“We had longer ways to go. But no matter, the
road is life”
-
Jack Kerouac, On The Road
Untuk
melakukan sebuah perjalanan, saya rasa, tidak perlu mencantumkan label diri
sebagai pelancong. Untuk melakukan perjalanan pula, tak perlu berangkat dengan
tendensi untuk bertamasya. Bisa saja melakukan perjalanan didasarkan oleh
takdir, seperti saya sendiri misalkan, yang melakukan perjalanan atas dasar
takdir.
Baru-baru ini
saya mengingat bahwa saya cukup banyak melakukan perjalanan dari kota ke kota
bukan dengan keinginan saya.
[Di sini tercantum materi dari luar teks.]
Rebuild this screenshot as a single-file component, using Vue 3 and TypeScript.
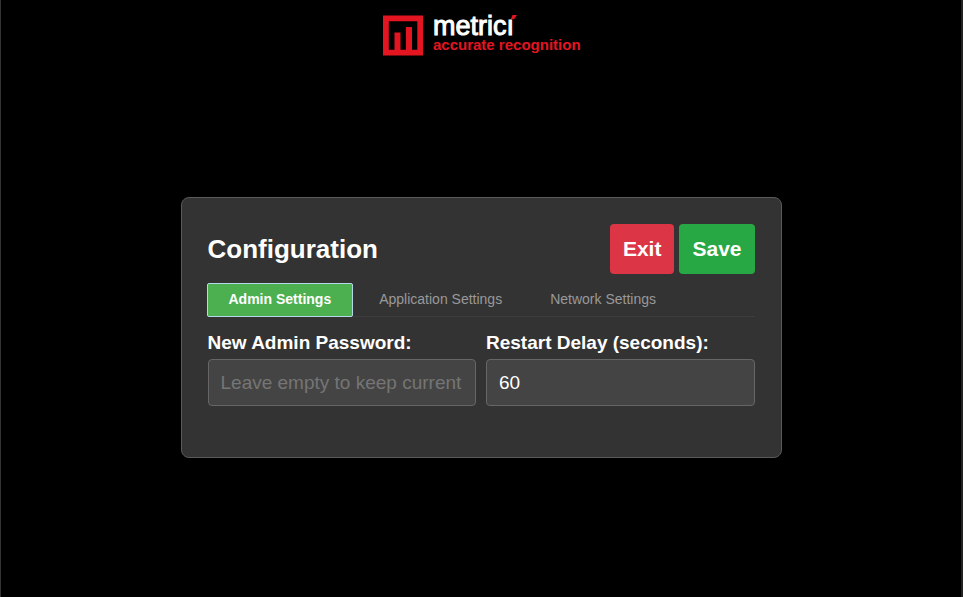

Kalau bukan dengan keinginan saya sendiri, maka
keinginan yang maha oke barangkali, makanya saya sebut perjalanan yang saya
lakukan didasarkan oleh takdir. Takdir perjalanan saya diejawantahkan dengan
berbagai cara; ikut dengan orang tua yang pindah tugas, kuliah, kerja, mendapat
tugas dinas dan yang paling baru saya alami adalah SK Mutasi! Hore! Saya tak
perlu repot-repot menunggu liburan panjang untuk melakukan perjalanan dari kota
ke kota tersebut.
Sesungguhnya,
selain atas dasar takdir tersebut saya juga banyak melakukan perjalanan sendiri
atau melakukan perjalanan dalam waktu singkat, namun agar mempermudah kalkulasi
perjalanan, saya hitung dari tempat dimana saya menetap lebih dari 30 hari.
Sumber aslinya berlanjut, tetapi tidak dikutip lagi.